Pfizer is suing the U.S. government to legalize reimbursements to Medicare recipients for out-of-pocket medication costs.
In 2018, the pharmaceutical company paid $24 million to settle allegations by the Justice Department that it was using Medicare reimbursements to pay kickbacks and incentivize patients to choose Pfizer drugs at high costs to Medicare and Medicaid.
U.S. laws currently forbid drug manufacturers from assisting patients with Medicare copays. However, regulators have allowed the pharmaceutical industry to cover patients' copays by routing money through outside charities, as long as the charities don't match these funds with specific drugs.

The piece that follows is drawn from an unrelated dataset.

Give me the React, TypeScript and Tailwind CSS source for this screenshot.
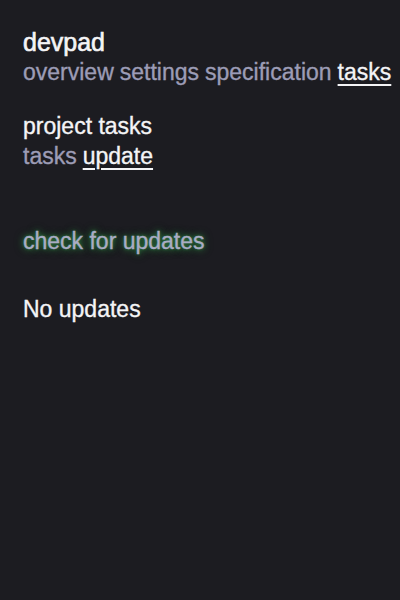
export default function App() {
  return (
    <div className="min-h-[600px] w-full bg-[#1c1c21] px-[23px] pt-[27px] font-['Liberation_Sans',Arial,sans-serif] text-[23px] leading-[30px] text-[#f4f4f6] [-webkit-text-stroke:0.35px_currentColor]">
      <header>
        <h1 className="text-[25px] [-webkit-text-stroke:0.6px_currentColor]">devpad</h1>
        <nav className="flex gap-[6px] text-[#9c9cb6]">
          <a href="#">overview</a>
          <a href="#">settings</a>
          <a href="#">specification</a>
          <a href="#" className="text-[#f4f4f6] underline decoration-[1.5px] underline-offset-4">tasks</a>
        </nav>
      </header>

      <section className="mt-[24px]">
        <h2>project tasks</h2>
        <div className="flex gap-[6px] text-[#9c9cb6]">
          <a href="#">tasks</a>
          <a href="#" className="text-[#f4f4f6] underline decoration-[1.5px] underline-offset-4">update</a>
        </div>
      </section>

      {/* glowing action */}
      <button className="mt-[55px] block text-[#aaacc4] [text-shadow:0_0_3px_#2e7a3e,0_0_6px_#2e7a3e,0_0_10px_#245e31]">
        check for updates
      </button>

      <p className="mt-[38px]">No updates</p>
    </div>
  );
}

The Justice Department alleged that Pfizer was among a dozen companies to violate this rule.
Pfizer's lawsuit, in the Southern District of New York, seeks permission to reimburse patients for two heart failure drugs, covering Medicare copays, deductibles, and coinsurance that would normally cost patients about $13,000 per year.
Even if Pfizer loses the case, it may pave the way for other drugmakers' lawsuits in favor of deregulation and corporate rights. "If this is legal for Pfizer, Pfizer will not be the only pharmaceutical company to use this, and there will effectively be a gold rush," said Assistant U.S. Attorney Jacob Lillywhite.